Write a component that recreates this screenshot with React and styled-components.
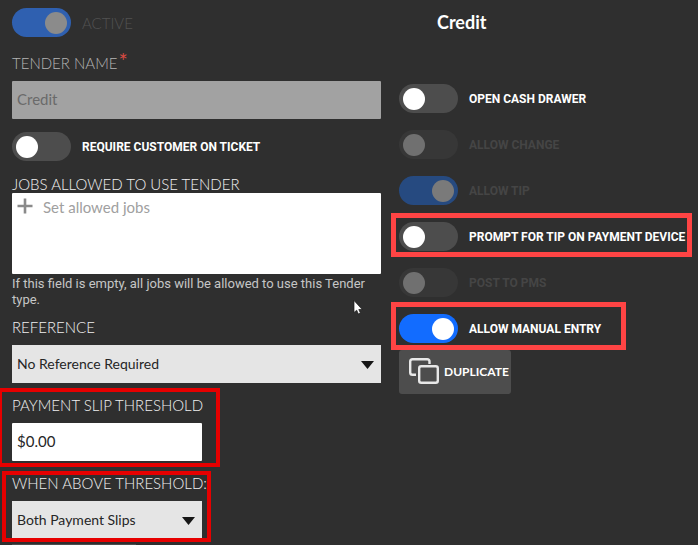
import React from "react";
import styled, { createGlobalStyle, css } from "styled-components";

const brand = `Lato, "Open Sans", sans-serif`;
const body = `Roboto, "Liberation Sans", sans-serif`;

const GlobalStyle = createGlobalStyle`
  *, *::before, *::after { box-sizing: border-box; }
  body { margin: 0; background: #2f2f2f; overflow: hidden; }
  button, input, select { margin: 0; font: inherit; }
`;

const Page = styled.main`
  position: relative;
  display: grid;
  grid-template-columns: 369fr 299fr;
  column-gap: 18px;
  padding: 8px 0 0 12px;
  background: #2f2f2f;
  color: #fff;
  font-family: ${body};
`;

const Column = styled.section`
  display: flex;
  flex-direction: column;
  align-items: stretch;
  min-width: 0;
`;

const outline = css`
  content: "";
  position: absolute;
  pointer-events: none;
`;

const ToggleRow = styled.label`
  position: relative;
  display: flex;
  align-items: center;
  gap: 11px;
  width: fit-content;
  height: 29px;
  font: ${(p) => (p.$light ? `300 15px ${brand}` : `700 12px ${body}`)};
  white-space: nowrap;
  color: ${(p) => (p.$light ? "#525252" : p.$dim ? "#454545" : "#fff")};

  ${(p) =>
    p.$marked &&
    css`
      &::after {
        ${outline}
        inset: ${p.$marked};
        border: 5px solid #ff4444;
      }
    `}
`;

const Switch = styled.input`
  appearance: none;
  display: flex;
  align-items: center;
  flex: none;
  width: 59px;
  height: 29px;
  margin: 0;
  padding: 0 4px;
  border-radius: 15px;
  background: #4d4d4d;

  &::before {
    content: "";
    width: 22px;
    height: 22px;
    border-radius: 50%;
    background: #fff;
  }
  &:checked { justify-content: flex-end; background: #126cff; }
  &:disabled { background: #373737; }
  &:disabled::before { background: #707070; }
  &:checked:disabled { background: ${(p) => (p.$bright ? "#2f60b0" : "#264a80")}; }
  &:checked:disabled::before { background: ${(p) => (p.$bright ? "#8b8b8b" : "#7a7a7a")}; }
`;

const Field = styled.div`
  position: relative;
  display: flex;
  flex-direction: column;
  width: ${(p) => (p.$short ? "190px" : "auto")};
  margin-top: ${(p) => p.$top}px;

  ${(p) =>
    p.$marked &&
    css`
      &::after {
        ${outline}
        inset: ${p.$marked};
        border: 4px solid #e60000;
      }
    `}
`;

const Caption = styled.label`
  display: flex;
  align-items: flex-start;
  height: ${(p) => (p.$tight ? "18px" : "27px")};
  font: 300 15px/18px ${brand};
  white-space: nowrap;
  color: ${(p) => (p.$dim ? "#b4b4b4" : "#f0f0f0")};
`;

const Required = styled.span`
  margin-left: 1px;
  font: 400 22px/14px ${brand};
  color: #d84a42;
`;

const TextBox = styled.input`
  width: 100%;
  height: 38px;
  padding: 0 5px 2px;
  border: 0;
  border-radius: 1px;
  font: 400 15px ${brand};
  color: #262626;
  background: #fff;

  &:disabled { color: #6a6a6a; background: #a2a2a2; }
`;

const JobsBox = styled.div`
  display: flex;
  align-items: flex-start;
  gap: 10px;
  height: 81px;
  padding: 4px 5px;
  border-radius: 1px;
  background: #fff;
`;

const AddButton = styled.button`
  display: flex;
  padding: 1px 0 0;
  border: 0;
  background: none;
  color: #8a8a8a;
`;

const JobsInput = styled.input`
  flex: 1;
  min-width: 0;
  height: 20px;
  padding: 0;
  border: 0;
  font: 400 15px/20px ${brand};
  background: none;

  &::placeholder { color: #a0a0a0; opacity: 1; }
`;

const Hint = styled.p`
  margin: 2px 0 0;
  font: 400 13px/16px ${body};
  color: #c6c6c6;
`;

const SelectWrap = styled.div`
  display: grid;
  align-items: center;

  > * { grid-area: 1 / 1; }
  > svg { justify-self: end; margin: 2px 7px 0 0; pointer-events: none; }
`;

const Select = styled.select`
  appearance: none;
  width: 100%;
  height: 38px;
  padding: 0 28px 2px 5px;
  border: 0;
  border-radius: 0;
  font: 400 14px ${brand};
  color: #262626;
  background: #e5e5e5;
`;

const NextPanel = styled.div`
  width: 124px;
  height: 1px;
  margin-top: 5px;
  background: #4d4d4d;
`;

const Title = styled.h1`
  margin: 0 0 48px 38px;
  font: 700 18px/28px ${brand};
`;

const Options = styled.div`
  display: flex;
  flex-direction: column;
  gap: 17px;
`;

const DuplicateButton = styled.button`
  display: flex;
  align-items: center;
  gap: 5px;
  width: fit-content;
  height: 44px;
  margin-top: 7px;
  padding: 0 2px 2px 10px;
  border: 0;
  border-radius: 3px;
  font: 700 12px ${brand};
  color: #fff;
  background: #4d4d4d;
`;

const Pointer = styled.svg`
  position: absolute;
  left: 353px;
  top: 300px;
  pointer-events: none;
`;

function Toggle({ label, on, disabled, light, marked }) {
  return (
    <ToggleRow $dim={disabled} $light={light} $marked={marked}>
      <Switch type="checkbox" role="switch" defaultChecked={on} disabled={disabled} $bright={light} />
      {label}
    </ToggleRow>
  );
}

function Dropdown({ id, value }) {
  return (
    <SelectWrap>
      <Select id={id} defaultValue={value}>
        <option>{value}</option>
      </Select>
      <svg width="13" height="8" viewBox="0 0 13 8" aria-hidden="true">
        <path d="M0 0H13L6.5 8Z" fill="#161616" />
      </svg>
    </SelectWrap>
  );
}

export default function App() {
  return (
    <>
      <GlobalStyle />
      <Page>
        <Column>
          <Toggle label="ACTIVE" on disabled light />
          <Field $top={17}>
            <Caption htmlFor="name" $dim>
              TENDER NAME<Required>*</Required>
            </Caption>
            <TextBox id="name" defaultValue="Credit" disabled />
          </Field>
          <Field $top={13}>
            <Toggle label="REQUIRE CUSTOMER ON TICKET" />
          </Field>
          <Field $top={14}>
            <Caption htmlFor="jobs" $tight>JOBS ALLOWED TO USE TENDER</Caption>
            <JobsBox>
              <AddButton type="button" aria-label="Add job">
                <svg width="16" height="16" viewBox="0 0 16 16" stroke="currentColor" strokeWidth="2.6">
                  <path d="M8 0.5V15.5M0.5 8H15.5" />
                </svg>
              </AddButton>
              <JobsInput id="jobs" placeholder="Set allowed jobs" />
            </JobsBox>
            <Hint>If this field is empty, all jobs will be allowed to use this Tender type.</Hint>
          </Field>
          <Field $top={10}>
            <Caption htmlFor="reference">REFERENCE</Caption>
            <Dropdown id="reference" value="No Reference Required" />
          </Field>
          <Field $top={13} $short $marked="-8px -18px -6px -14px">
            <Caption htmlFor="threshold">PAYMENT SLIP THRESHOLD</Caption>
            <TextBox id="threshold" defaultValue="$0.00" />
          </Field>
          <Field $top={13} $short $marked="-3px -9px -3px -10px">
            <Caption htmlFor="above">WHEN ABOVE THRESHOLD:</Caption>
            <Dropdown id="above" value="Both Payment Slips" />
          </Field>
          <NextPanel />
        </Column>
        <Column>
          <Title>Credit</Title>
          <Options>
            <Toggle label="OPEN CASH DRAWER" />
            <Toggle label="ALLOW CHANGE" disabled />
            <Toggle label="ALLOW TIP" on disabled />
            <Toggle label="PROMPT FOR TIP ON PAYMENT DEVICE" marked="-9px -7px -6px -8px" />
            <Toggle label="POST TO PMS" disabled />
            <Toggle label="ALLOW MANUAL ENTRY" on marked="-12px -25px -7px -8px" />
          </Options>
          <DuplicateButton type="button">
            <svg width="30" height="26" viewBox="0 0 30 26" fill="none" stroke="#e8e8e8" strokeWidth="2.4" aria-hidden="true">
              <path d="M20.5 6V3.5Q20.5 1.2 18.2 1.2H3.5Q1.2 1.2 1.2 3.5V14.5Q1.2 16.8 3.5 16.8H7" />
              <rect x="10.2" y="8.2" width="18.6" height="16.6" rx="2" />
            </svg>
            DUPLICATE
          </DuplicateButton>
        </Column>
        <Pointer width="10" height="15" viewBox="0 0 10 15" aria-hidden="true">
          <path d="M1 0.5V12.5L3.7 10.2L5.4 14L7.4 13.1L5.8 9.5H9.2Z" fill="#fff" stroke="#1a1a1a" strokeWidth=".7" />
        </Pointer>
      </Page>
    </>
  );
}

..............................

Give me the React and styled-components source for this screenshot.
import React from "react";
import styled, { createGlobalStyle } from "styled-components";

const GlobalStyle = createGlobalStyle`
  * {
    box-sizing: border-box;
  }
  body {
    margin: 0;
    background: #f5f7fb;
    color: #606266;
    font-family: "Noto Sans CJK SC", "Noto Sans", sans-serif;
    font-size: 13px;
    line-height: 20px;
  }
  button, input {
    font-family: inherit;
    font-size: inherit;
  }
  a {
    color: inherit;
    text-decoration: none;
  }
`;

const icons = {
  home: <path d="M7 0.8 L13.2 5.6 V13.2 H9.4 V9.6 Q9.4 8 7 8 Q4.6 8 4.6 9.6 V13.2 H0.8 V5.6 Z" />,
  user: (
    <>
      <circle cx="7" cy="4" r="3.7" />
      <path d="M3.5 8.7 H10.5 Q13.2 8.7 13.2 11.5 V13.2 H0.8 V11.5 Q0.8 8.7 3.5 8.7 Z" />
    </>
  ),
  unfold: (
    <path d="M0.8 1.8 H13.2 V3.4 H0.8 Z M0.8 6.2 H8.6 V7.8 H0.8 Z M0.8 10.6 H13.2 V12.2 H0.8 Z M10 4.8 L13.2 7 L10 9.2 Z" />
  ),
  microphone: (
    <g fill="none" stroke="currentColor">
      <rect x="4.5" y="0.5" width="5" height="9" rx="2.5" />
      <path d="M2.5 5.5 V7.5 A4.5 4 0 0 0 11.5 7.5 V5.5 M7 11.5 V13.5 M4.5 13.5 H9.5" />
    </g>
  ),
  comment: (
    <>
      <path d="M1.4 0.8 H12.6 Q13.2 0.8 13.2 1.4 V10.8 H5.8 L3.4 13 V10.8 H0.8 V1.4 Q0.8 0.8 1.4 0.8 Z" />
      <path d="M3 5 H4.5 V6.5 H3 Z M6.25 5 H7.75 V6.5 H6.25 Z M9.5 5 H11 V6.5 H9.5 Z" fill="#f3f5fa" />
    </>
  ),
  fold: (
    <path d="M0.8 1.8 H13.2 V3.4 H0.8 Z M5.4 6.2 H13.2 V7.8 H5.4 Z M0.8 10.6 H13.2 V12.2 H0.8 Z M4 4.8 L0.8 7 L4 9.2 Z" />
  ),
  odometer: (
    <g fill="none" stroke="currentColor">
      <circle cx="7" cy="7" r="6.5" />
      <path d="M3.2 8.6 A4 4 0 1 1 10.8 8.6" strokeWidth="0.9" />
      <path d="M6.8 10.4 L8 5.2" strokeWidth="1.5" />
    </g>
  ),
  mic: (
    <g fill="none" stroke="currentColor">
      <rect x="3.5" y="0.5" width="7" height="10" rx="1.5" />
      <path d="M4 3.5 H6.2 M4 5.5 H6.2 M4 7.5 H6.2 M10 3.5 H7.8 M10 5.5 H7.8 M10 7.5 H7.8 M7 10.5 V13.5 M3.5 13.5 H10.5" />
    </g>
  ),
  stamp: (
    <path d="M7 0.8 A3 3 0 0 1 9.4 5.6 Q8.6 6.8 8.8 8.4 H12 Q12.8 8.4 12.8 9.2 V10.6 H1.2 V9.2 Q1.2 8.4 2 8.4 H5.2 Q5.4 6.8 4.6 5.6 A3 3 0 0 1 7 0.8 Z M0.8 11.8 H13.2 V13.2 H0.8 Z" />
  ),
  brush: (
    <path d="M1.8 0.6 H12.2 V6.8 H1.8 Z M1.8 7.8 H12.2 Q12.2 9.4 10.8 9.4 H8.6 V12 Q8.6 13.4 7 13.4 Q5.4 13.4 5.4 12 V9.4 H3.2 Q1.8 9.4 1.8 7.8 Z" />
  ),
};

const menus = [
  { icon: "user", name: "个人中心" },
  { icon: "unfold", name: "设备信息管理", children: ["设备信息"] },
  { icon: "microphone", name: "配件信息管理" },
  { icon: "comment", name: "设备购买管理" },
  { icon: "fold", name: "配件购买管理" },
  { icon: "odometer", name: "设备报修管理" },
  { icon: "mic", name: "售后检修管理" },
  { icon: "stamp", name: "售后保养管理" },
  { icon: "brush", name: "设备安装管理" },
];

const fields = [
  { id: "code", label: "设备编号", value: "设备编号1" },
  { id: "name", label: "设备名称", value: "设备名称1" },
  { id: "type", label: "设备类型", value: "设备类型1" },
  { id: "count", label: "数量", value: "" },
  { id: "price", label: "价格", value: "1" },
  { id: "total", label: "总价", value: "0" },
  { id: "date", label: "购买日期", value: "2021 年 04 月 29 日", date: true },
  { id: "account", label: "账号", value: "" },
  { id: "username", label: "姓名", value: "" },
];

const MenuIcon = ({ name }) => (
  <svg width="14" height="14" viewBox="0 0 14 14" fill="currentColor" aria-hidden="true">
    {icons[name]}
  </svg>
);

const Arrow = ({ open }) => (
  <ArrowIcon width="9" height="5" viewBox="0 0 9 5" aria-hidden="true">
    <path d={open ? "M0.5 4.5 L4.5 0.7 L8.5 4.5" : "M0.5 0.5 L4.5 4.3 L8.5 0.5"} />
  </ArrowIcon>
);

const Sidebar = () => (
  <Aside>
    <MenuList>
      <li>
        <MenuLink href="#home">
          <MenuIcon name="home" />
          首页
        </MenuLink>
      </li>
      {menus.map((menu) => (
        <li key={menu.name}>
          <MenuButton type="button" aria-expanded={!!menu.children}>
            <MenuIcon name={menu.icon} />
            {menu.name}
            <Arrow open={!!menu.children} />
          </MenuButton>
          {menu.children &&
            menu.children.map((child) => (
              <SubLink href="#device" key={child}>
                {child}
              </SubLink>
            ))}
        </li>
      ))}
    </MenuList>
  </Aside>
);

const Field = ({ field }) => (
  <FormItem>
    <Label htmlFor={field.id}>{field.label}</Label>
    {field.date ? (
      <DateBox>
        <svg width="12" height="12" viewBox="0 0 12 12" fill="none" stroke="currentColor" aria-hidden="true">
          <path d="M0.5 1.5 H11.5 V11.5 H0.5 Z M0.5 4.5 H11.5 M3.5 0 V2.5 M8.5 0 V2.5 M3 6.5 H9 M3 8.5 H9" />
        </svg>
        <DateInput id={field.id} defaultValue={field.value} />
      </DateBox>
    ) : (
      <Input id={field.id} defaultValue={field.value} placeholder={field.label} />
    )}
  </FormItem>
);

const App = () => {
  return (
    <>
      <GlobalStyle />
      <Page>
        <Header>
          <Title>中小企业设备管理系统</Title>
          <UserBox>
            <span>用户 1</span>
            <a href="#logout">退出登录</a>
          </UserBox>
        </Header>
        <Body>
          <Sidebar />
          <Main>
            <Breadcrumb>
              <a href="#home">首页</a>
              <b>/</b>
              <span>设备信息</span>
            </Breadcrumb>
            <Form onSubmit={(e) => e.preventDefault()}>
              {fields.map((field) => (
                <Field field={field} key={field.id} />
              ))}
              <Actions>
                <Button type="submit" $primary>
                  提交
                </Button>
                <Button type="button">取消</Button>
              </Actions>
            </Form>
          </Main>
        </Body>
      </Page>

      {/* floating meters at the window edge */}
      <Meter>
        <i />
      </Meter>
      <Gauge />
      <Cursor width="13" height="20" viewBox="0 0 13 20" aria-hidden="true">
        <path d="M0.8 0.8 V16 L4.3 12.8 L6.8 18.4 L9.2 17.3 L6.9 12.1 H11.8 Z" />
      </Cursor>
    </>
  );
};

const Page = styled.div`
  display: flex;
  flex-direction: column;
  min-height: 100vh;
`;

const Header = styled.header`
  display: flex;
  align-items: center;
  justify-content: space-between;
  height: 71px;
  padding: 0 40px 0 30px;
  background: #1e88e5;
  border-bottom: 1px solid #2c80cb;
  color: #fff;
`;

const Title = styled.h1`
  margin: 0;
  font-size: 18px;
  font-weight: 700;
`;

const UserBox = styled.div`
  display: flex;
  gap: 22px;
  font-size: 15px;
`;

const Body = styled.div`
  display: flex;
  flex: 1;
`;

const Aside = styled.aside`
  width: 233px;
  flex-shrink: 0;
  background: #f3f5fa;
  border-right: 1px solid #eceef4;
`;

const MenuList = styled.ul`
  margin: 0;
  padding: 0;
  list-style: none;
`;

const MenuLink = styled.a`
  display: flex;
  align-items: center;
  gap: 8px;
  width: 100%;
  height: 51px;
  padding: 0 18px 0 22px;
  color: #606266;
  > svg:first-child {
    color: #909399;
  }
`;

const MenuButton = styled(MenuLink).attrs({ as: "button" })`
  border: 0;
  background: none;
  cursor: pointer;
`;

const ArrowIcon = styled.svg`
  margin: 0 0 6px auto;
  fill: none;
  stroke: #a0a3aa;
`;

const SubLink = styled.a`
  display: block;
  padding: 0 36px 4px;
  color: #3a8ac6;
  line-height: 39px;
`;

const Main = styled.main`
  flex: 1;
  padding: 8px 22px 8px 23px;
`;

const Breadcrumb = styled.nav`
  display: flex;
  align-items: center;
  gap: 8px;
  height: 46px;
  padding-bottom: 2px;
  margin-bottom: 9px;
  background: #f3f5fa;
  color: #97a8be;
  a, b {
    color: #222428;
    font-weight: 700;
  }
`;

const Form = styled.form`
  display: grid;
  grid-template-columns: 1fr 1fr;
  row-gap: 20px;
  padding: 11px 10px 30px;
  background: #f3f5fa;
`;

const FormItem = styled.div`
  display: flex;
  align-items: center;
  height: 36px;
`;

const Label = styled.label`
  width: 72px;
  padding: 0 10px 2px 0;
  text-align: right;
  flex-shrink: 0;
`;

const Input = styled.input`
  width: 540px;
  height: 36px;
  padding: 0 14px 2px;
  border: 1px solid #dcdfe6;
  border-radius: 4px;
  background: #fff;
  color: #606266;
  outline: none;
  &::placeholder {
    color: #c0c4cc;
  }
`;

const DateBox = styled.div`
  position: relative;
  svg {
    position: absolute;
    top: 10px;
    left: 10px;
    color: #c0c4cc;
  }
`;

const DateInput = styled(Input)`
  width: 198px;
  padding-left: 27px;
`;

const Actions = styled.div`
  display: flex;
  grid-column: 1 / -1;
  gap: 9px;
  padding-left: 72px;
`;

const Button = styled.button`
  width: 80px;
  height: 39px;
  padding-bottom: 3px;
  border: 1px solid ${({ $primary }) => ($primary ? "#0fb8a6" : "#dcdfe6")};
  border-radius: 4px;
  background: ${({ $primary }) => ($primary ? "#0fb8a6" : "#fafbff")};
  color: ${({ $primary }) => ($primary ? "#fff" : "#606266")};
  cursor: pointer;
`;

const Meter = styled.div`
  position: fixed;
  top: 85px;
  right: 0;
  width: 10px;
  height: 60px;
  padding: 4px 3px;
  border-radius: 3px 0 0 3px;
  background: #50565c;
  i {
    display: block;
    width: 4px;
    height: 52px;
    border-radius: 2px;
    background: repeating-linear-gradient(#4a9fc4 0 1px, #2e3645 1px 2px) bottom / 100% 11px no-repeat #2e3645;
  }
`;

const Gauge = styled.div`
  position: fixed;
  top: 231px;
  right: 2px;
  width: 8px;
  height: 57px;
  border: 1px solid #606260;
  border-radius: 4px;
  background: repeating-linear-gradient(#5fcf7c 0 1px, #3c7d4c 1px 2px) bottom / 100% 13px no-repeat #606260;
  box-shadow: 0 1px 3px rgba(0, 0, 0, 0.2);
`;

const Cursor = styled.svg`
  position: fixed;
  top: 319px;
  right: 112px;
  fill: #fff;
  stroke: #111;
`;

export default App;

..............................

State how many lines of the listing above include the word "this". Give nothing but the number.

3